** start **

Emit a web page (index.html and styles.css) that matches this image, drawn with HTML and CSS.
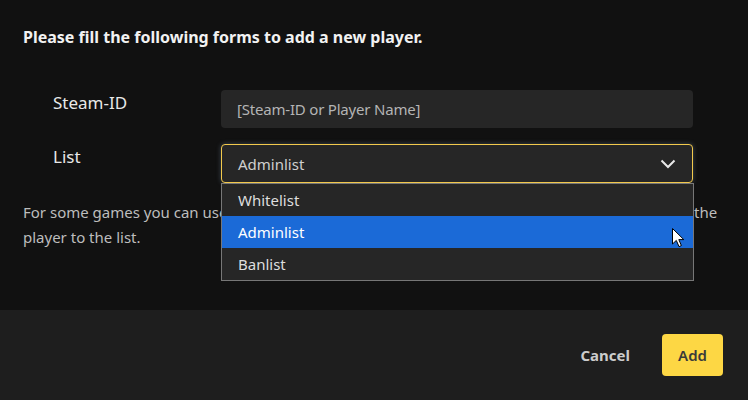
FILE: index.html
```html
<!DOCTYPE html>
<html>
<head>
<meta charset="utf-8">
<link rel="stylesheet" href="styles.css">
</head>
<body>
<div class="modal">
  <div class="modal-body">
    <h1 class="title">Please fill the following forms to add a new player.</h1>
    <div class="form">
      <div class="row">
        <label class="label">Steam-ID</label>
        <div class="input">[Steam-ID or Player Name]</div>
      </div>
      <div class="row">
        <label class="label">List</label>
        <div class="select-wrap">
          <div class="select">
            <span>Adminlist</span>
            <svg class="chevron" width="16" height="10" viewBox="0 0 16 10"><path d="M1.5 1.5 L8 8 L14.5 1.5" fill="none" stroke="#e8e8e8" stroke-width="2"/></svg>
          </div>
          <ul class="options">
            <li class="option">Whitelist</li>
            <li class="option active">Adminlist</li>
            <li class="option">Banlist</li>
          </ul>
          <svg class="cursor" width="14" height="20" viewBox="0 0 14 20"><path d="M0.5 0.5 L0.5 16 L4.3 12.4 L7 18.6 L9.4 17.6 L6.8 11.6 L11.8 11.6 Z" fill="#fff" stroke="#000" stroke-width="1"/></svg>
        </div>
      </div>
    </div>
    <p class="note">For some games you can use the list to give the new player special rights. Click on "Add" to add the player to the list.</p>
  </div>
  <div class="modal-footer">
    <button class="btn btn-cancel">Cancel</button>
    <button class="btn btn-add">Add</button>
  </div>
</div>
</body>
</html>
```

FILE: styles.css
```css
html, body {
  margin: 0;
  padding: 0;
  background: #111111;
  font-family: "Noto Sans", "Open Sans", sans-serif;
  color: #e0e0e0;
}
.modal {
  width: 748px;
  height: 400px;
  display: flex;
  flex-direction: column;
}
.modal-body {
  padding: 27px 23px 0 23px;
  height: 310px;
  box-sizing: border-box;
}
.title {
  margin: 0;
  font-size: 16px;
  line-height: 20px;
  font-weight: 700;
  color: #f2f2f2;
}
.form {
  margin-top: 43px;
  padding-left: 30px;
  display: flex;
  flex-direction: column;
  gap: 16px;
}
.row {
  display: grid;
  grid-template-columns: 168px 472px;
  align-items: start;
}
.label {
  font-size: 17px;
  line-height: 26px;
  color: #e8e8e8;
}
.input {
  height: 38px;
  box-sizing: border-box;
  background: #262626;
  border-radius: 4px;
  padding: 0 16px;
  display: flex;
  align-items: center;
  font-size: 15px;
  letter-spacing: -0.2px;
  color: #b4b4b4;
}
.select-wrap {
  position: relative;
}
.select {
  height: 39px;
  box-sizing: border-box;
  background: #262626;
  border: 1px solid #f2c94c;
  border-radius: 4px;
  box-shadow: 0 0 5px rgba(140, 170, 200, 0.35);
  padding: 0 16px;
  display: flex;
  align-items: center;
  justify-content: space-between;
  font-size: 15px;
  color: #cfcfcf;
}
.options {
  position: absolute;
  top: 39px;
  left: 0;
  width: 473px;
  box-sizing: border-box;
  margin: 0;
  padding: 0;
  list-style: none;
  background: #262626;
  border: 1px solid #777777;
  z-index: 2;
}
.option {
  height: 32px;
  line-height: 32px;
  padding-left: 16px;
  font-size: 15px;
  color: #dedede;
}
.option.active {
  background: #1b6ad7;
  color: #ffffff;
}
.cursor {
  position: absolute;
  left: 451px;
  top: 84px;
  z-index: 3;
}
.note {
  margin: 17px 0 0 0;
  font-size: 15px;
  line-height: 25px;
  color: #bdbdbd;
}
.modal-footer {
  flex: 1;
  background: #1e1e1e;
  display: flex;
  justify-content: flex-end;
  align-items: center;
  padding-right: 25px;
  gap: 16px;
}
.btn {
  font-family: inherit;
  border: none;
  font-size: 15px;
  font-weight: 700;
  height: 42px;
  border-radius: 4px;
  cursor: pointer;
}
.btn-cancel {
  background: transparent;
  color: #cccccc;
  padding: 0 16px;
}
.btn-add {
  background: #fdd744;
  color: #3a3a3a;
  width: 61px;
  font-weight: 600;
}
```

** end **

● Written task:
Repeat the full listing above exactly, with no pictures in the copy.

● The result:
Emit a web page (index.html and styles.css) that matches this image, drawn with HTML and CSS.
FILE: index.html
```html
<!DOCTYPE html>
<html>
<head>
<meta charset="utf-8">
<link rel="stylesheet" href="styles.css">
</head>
<body>
<div class="modal">
  <div class="modal-body">
    <h1 class="title">Please fill the following forms to add a new player.</h1>
    <div class="form">
      <div class="row">
        <label class="label">Steam-ID</label>
        <div class="input">[Steam-ID or Player Name]</div>
      </div>
      <div class="row">
        <label class="label">List</label>
        <div class="select-wrap">
          <div class="select">
            <span>Adminlist</span>
            <svg class="chevron" width="16" height="10" viewBox="0 0 16 10"><path d="M1.5 1.5 L8 8 L14.5 1.5" fill="none" stroke="#e8e8e8" stroke-width="2"/></svg>
          </div>
          <ul class="options">
            <li class="option">Whitelist</li>
            <li class="option active">Adminlist</li>
            <li class="option">Banlist</li>
          </ul>
          <svg class="cursor" width="14" height="20" viewBox="0 0 14 20"><path d="M0.5 0.5 L0.5 16 L4.3 12.4 L7 18.6 L9.4 17.6 L6.8 11.6 L11.8 11.6 Z" fill="#fff" stroke="#000" stroke-width="1"/></svg>
        </div>
      </div>
    </div>
    <p class="note">For some games you can use the list to give the new player special rights. Click on "Add" to add the player to the list.</p>
  </div>
  <div class="modal-footer">
    <button class="btn btn-cancel">Cancel</button>
    <button class="btn btn-add">Add</button>
  </div>
</div>
</body>
</html>
```

FILE: styles.css
```css
html, body {
  margin: 0;
  padding: 0;
  background: #111111;
  font-family: "Noto Sans", "Open Sans", sans-serif;
  color: #e0e0e0;
}
.modal {
  width: 748px;
  height: 400px;
  display: flex;
  flex-direction: column;
}
.modal-body {
  padding: 27px 23px 0 23px;
  height: 310px;
  box-sizing: border-box;
}
.title {
  margin: 0;
  font-size: 16px;
  line-height: 20px;
  font-weight: 700;
  color: #f2f2f2;
}
.form {
  margin-top: 43px;
  padding-left: 30px;
  display: flex;
  flex-direction: column;
  gap: 16px;
}
.row {
  display: grid;
  grid-template-columns: 168px 472px;
  align-items: start;
}
.label {
  font-size: 17px;
  line-height: 26px;
  color: #e8e8e8;
}
.input {
  height: 38px;
  box-sizing: border-box;
  background: #262626;
  border-radius: 4px;
  padding: 0 16px;
  display: flex;
  align-items: center;
  font-size: 15px;
  letter-spacing: -0.2px;
  color: #b4b4b4;
}
.select-wrap {
  position: relative;
}
.select {
  height: 39px;
  box-sizing: border-box;
  background: #262626;
  border: 1px solid #f2c94c;
  border-radius: 4px;
  box-shadow: 0 0 5px rgba(140, 170, 200, 0.35);
  padding: 0 16px;
  display: flex;
  align-items: center;
  justify-content: space-between;
  font-size: 15px;
  color: #cfcfcf;
}
.options {
  position: absolute;
  top: 39px;
  left: 0;
  width: 473px;
  box-sizing: border-box;
  margin: 0;
  padding: 0;
  list-style: none;
  background: #262626;
  border: 1px solid #777777;
  z-index: 2;
}
.option {
  height: 32px;
  line-height: 32px;
  padding-left: 16px;
  font-size: 15px;
  color: #dedede;
}
.option.active {
  background: #1b6ad7;
  color: #ffffff;
}
.cursor {
  position: absolute;
  left: 451px;
  top: 84px;
  z-index: 3;
}
.note {
  margin: 17px 0 0 0;
  font-size: 15px;
  line-height: 25px;
  color: #bdbdbd;
}
.modal-footer {
  flex: 1;
  background: #1e1e1e;
  display: flex;
  justify-content: flex-end;
  align-items: center;
  padding-right: 25px;
  gap: 16px;
}
.btn {
  font-family: inherit;
  border: none;
  font-size: 15px;
  font-weight: 700;
  height: 42px;
  border-radius: 4px;
  cursor: pointer;
}
.btn-cancel {
  background: transparent;
  color: #cccccc;
  padding: 0 16px;
}
.btn-add {
  background: #fdd744;
  color: #3a3a3a;
  width: 61px;
  font-weight: 600;
}
```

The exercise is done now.